Learn Isaiah 41:10 as three short beats: (1) Fear not, I am with you. (2) Don’t be dismayed, I am your God. (3) I will strengthen, help, and uphold you. The three-beat rhythm makes it easy to recover the verse from memory in a shaky moment.

FAQ

What does Isaiah 41:10 mean in simple words?

It means: don’t be afraid — God is present with you, he is still your God, and he promises to make you stronger, to help you, and to hold you up with a hand that is both powerful and just. Fear is answered by who God is, not by the situation already being fixed.

What does “the right hand of my righteousness” mean?

The right hand in ancient Hebrew thought is the hand of action and power — a king’s working hand. “Righteousness” is God’s active justice, his setting things right. Together the phrase means God’s strong, saving, just intervention — not just his approval, but his real involvement.

Is Isaiah 41:10 in the KJV different from modern translations?

The core promise is identical across KJV, ASV, YLT, WEB, NIV and ESV. The KJV opens with the memorable “Fear thou not; for I am with thee,” while modern translations use “Do not fear, for I am with you.” The meaning and the four verbs — with, strengthen, help, uphold — are the same.

Who is Isaiah 41:10 originally spoken to?

It is spoken to Israel — specifically Judah facing the threat of exile in Babylon — as part of a courtroom-style speech in Isaiah 40–48. God addresses his chosen, covenant people and tells them not to fear the rising world powers.

When do people read Isaiah 41:10?

Typically in anxiety, grief, big transitions, before surgeries or interviews, in recovery, or any season when the future feels unsafe and you need a short anchor sentence of reassurance.

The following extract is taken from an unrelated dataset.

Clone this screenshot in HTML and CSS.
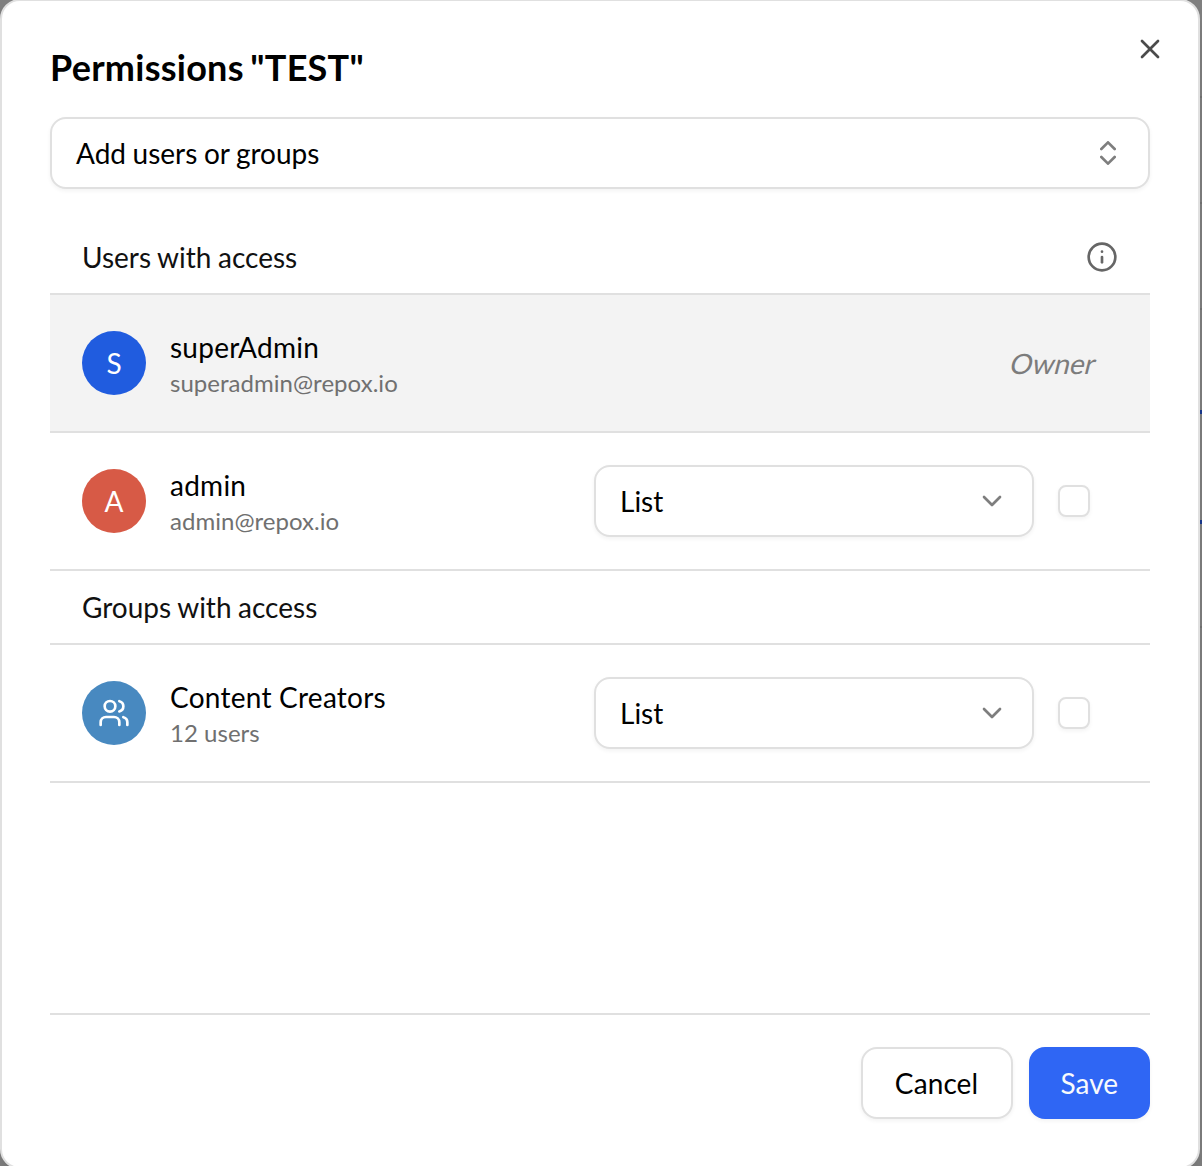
FILE: index.html
```html
<!DOCTYPE html>
<html lang="en">
    <head>
        <meta charset="UTF-8">
        <meta name="viewport" content="width=device-width, initial-scale=1.0">
        <title>Permissions</title>
        <link rel="stylesheet" href="styles.css">
    </head>
    <body>

        <!-- Page strip behind the dialog -->
        <div class="backdrop">
            <span class="rule rule-1"></span>
            <span class="rule rule-2"></span>
            <span class="rule rule-3"></span>
            <span class="rule rule-4"></span>
            <span class="rule rule-5"></span>
            <span class="rule rule-6"></span>
        </div>

        <div class="dialog">
            <button class="close" aria-label="Close">
                <svg class="icon" viewBox="0 0 24 24"><path d="M18 6 6 18"/><path d="m6 6 12 12"/></svg>
            </button>

            <h1>Permissions "TEST"</h1>

            <button class="field">
                <span>Add users or groups</span>
                <svg class="icon muted" viewBox="0 0 24 24"><path d="m7 15 5 5 5-5"/><path d="m7 9 5-5 5 5"/></svg>
            </button>

            <!-- Access list -->
            <div class="access-list">
                <div class="section-title">
                    <span>Users with access</span>
                    <svg class="icon info" viewBox="0 0 24 24"><circle cx="12" cy="12" r="10"/><path d="M12 16v-4"/><path d="M12 8h.01"/></svg>
                </div>
                <div class="row owner-row">
                    <div class="avatar blue">S</div>
                    <div class="person">
                        <p class="name">superAdmin</p>
                        <p class="detail">superadmin@repox.io</p>
                    </div>
                    <span class="owner">Owner</span>
                </div>
                <div class="row">
                    <div class="avatar red">A</div>
                    <div class="person">
                        <p class="name">admin</p>
                        <p class="detail">admin@repox.io</p>
                    </div>
                    <button class="field select">
                        <span>List</span>
                        <svg class="icon muted" viewBox="0 0 24 24"><path d="m6 9 6 6 6-6"/></svg>
                    </button>
                    <input type="checkbox" class="check">
                </div>

                <div class="section-title">
                    <span>Groups with access</span>
                </div>
                <div class="row">
                    <div class="avatar sky">
                        <svg class="icon" viewBox="0 0 24 24"><path d="M16 21v-2a4 4 0 0 0-4-4H6a4 4 0 0 0-4 4v2"/><circle cx="9" cy="7" r="4"/><path d="M22 21v-2a4 4 0 0 0-3-3.87"/><path d="M16 3.13a4 4 0 0 1 0 7.75"/></svg>
                    </div>
                    <div class="person">
                        <p class="name">Content Creators</p>
                        <p class="detail">12 users</p>
                    </div>
                    <button class="field select">
                        <span>List</span>
                        <svg class="icon muted" viewBox="0 0 24 24"><path d="m6 9 6 6 6-6"/></svg>
                    </button>
                    <input type="checkbox" class="check">
                </div>
            </div>

            <!-- Dialog buttons -->
            <div class="actions">
                <button class="btn cancel">Cancel</button>
                <button class="btn primary">Save</button>
            </div>
        </div>

    </body>
</html>
```

FILE: styles.css
```css
* {
    box-sizing: border-box;
}
body {
    margin: 0;
    height: 1166px;
    overflow: hidden;
    background-color: #7f7f7f;
    font-family: Lato, "Liberation Sans", sans-serif;
    font-size: 28px;
    line-height: 40px;
    color: #000;
}
h1, p {
    margin: 0;
}
button {
    font: inherit;
    color: inherit;
    cursor: pointer;
}
.icon {
    display: block;
    flex-shrink: 0;
    width: 32px;
    height: 32px;
    fill: none;
    stroke: currentColor;
    stroke-width: 2;
    stroke-linecap: round;
    stroke-linejoin: round;
}
.muted {
    opacity: 0.5;
}
.backdrop {
    position: absolute;
    top: 0;
    right: 0;
    width: 20px;
    height: 1166px;
}
.rule {
    position: absolute;
    left: 0;
    right: 0;
    height: 2px;
    background-color: #737373;
}
.rule-1 { top: 96px; }
.rule-2 { top: 202px; }
.rule-3 { top: 308px; }
.rule-4 { top: 410px; height: 4px; background-color: #1a3a8f; }
.rule-5 { top: 520px; height: 4px; background-color: #1a3a8f; }
.rule-6 { top: 626px; }

.dialog {
    position: relative;
    display: flex;
    flex-direction: column;
    width: 1200px;
    height: 1170px;
    margin-top: -1px;
    padding: 48px;
    background-color: #fff;
    border: 2px solid #e0e0e0;
    border-radius: 20px;
    box-shadow: 0 20px 30px -6px rgba(0, 0, 0, 0.1), 0 8px 12px -8px rgba(0, 0, 0, 0.1);
}
.close {
    position: absolute;
    top: 32px;
    right: 32px;
    padding: 0;
    background: none;
    border: none;
    opacity: 0.7;
}
h1 {
    margin-bottom: 32px;
    font-size: 36px;
    font-weight: bold;
    line-height: 36px;
    letter-spacing: 0.25px;
    word-spacing: -2.4px;
}
.field {
    display: flex;
    flex-shrink: 0;
    justify-content: space-between;
    align-items: center;
    height: 72px;
    padding: 0 24px;
    background-color: #fff;
    border: 2px solid #e0e0e0;
    border-radius: 16px;
    box-shadow: 0 2px 4px rgba(0, 0, 0, 0.05);
    word-spacing: -0.6px;
}
.access-list {
    flex: 1;
    margin-top: 32px;
    border-bottom: 2px solid #e0e0e0;
}
.section-title {
    display: flex;
    justify-content: space-between;
    align-items: center;
    height: 74px;
    padding: 0 32px;
    border-bottom: 2px solid #e0e0e0;
    color: #111;
    word-spacing: -0.6px;
}
.info {
    color: #666;
}
.row {
    display: flex;
    align-items: center;
    height: 138px;
    padding: 0 60px 0 32px;
    border-bottom: 2px solid #e0e0e0;
}
.owner-row {
    padding-right: 54px;
    background-color: #f3f3f3;
}
.avatar {
    display: flex;
    justify-content: center;
    align-items: center;
    width: 64px;
    height: 64px;
    margin-right: 24px;
    border-radius: 50%;
    color: #fff;
}
.blue { background-color: #205cdf; }
.red { background-color: #d75a46; }
.sky { background-color: #4889c0; }
.person {
    flex: 1;
}
.name {
    line-height: 40px;
    letter-spacing: 0.25px;
}
.detail {
    font-size: 24px;
    line-height: 32px;
    letter-spacing: 0.03px;
    color: #707070;
}
/* slanted upright face, wider than the real italic */
.owner {
    color: #7c7c7c;
    transform: skewX(-14deg);
}
.select {
    width: 440px;
    margin-right: 24px;
}
.check {
    appearance: none;
    width: 32px;
    height: 32px;
    margin: 0;
    background-color: #fff;
    border: 2px solid #e0e0e0;
    border-radius: 8px;
    box-shadow: 0 2px 4px rgba(0, 0, 0, 0.05);
}
.actions {
    display: flex;
    justify-content: flex-end;
    gap: 16px;
    margin-top: 32px;
}
.btn {
    height: 72px;
    padding: 0 32px;
    background-color: #fff;
    border: 2px solid #e0e0e0;
    border-radius: 16px;
    box-shadow: 0 2px 4px rgba(0, 0, 0, 0.05);
}
.cancel {
    width: 152px;
    letter-spacing: 0.1px;
}
.primary {
    background-color: #2f66f4;
    border: none;
    color: #f8fafc;
}
```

Is Isaiah 41:10 a good verse to memorise?

Yes — it is one of the most memorised verses in Scripture because its structure is so clean. Four verbs (with, strengthen, help, uphold) and three short beats make it easy to recover under stress.

How is Isaiah 41:10 connected to the New Testament?

The same promise echoes in Matthew 28:20 (“I am with you always”) and Romans 8:31 (“If God is for us, who can be against us?”). Jesus takes the “I am with you” of Isaiah into his own voice, extending it to every follower in every generation.